I suggest that your experience is not universal, and might even be anomalous. Please, look at other comments on this story. A significant majority of the stories people are telling involve long lead times, expensive POCs, unpaid invoices, and so on. There's at least one mention of a "customer" who it turned out lacked the budgetary authority to make the purchase - something I've seen myself at two companies that fell into this trap. This is the same pattern I've seen every other time or place this topic has come up. Large companies are often more risk-averse because of internal politics and policies. Their systems and procedures are often the thing that make the sales process slower and more difficult. And they will use the carrot of that ever-in-the-future big sale to wring every last bit of free work out of a desperate startup. I think it's great that you've had a different experience, but only in the same way I think it's great if someone who walked into a den of lions got out alive.

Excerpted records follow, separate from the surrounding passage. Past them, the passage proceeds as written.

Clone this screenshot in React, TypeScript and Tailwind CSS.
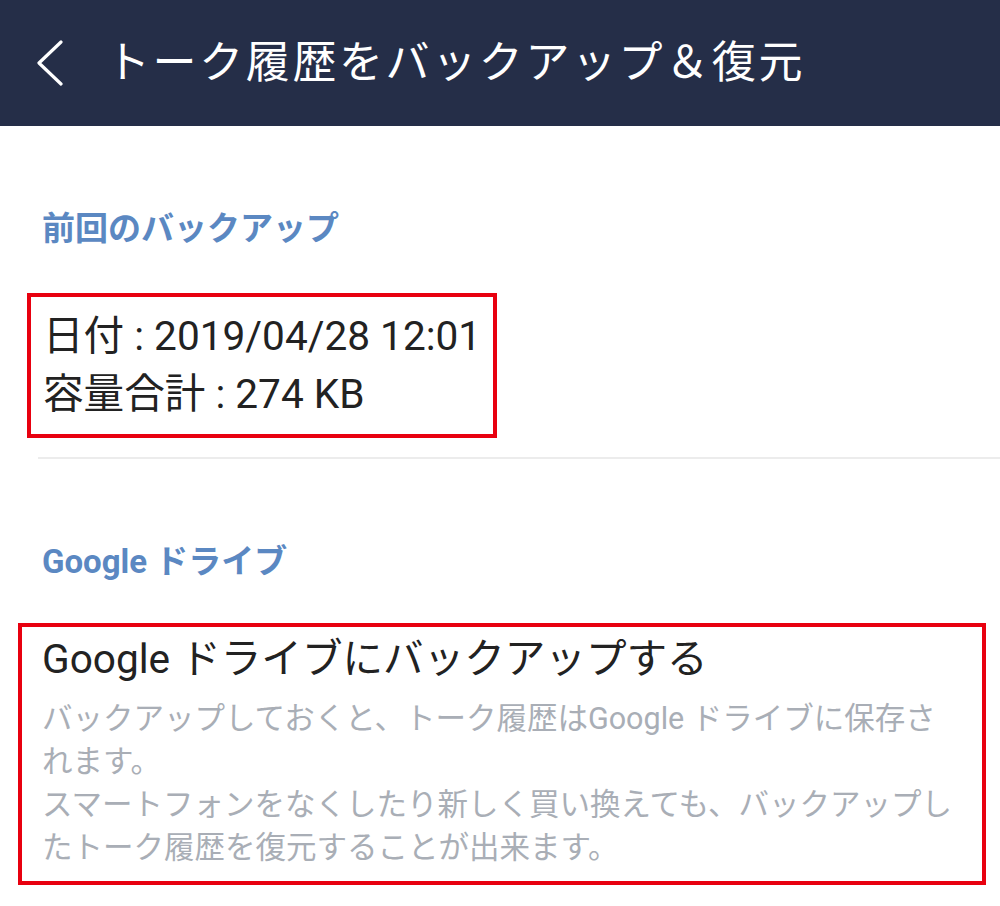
import * as React from "react";

const font = {
  fontFamily: '"Roboto", "Noto Sans CJK JP", sans-serif',
};

const BackIcon: React.FC = () => (
  <svg width="30" height="46" viewBox="0 0 30 46" fill="none" className="shrink-0">
    <path
      d="M25 2 L3 23 L25 44"
      stroke="#ffffff"
      strokeWidth="3.2"
      strokeLinecap="round"
      strokeLinejoin="round"
    />
  </svg>
);

const SectionTitle: React.FC<{ children: React.ReactNode; className?: string }> = ({
  children,
  className = "",
}) => (
  <h2 className={`pl-[42px] text-[33px] leading-[40px] font-bold text-[#5b88c2] ${className}`}>
    {children}
  </h2>
);

export default function App() {
  return (
    <div className="w-[1000px] h-[906px] bg-white overflow-hidden" style={font}>
      <header className="h-[126px] bg-[#252e48] flex items-center pl-[36px]">
        <BackIcon />
        <h1 className="ml-[40px] text-[44px] leading-none tracking-[2.6px] text-white font-normal">
          トーク履歴をバックアップ＆復元
        </h1>
      </header>

      <main>
        <SectionTitle className="pt-[83px]">前回のバックアップ</SectionTitle>

        <div className="ml-[27px] mt-[44px] w-[470px] h-[145px] border-[4px] border-[#e8000f] pl-[12px] pt-[10px] text-[40.6px] leading-[58px] text-[#222222]">
          <p>日付 : 2019/04/28 12:01</p>
          <p>容量合計 : 274 KB</p>
        </div>

        <div className="ml-[38px] mt-[19px] h-[2px] bg-[#ececec]" />

        <SectionTitle className="mt-[83px]">Google ドライブ</SectionTitle>

        <div className="ml-[18px] mt-[41px] w-[968px] h-[262px] border-[4px] border-[#e8000f] pl-[20px] pt-[8px]">
          <p className="text-[40.6px] leading-[48px] text-[#222222]">
            Google ドライブにバックアップする
          </p>
          <p className="mt-[14px] text-[30.5px] leading-[43px] text-[#a9aeb6]">
            バックアップしておくと、トーク履歴はGoogle ドライブに保存さ
            <br />
            れます。
            <br />
            スマートフォンをなくしたり新しく買い換えても、バックアップし
            <br />
            たトーク履歴を復元することが出来ます。
          </p>
        </div>
      </main>
    </div>
  );
}
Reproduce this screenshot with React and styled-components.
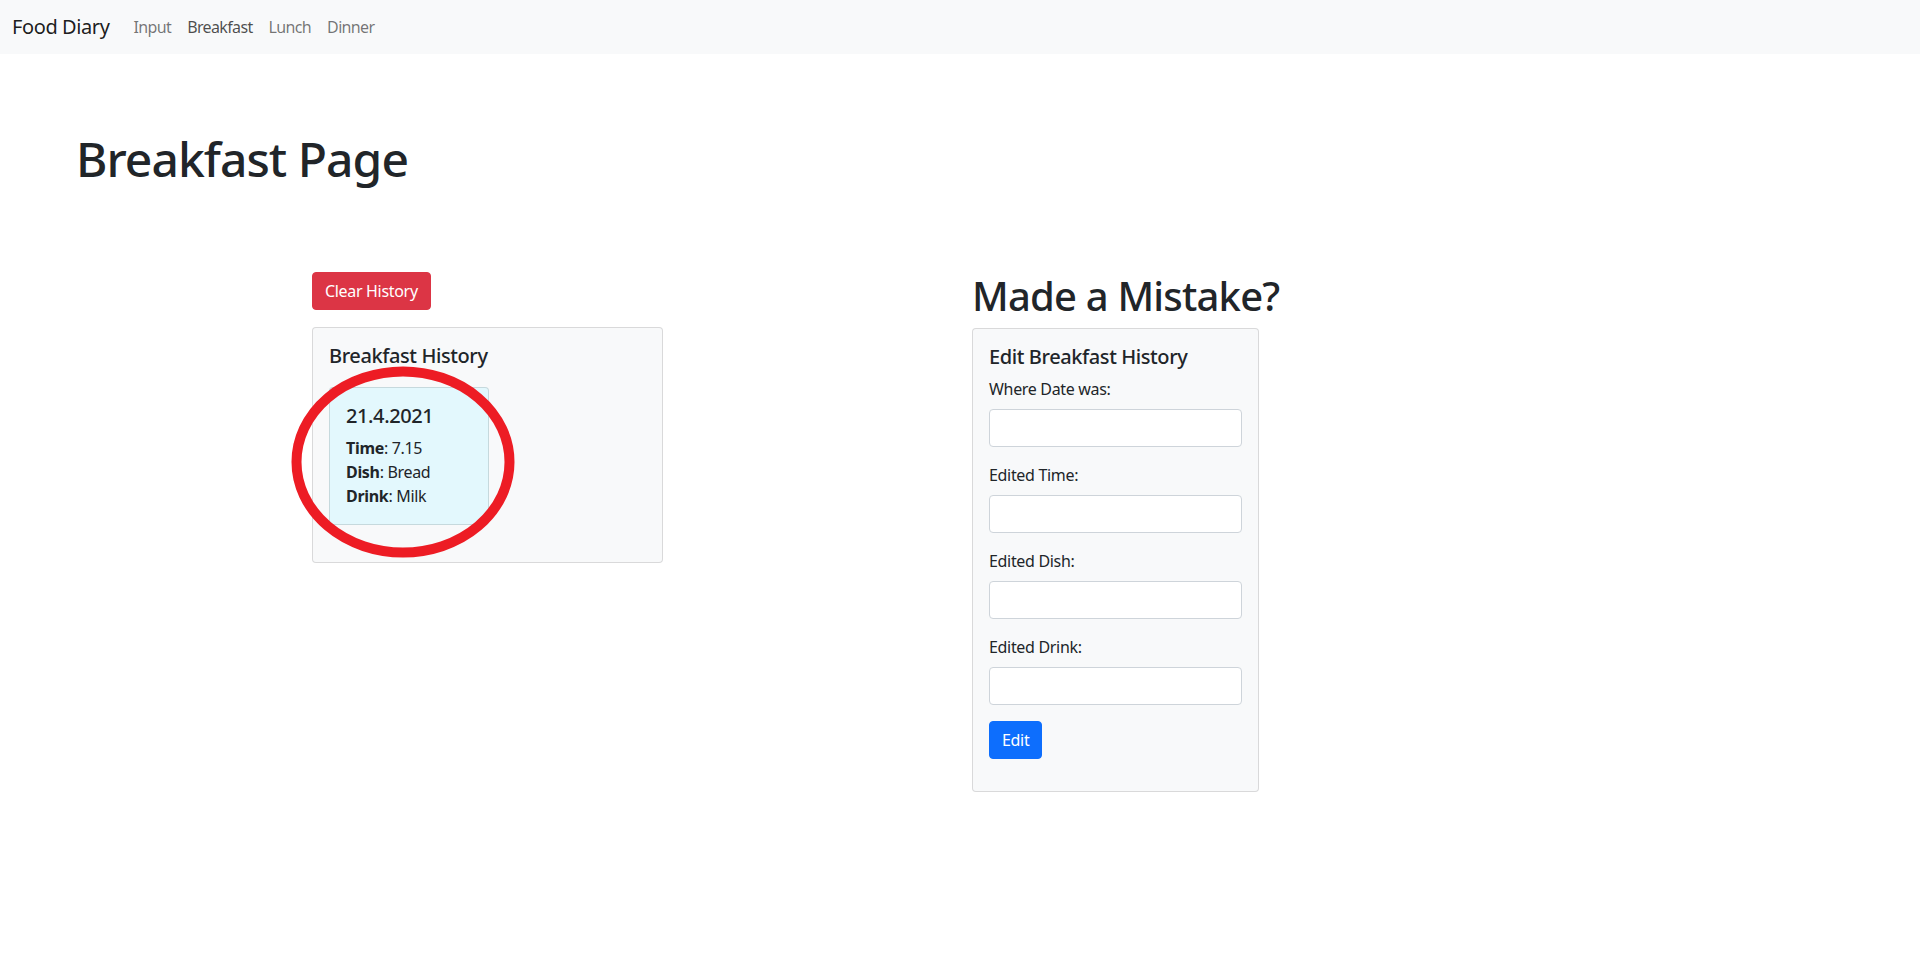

I wouldn't present it as the normal case.
The key is dealing with them properly, which this article implies is impossible. It may well be impossible for a start-up without employees who have dealt with these relationships before, but it's business as usual is the corporate world.
The most important thing to remember is the distinction between a product company and a consulting company. When dealing with large customers you need to draw the line and stay firm. As a start-up, you're almost certainly a product company, and you should not customize your core product for anyone under any circumstances. If they want something customized "that bad" offer to sell yourself to them. Walk away with a bunch of money to start your next adventure and a corporate friend that's probably willing to do you some favors.
That said, if they're going to throw money at you, might as well find a way to take it. This is when you build a stellar API, or even better, build your whole product on top of an API and offer blessed access... For a price. Your best bet here is to either partner with a consulting company or divide your company into two parts, one that makes the core product and the other that makes customizations.
The rest of my advice is a few general things for dealing with big companies that startup land might not know.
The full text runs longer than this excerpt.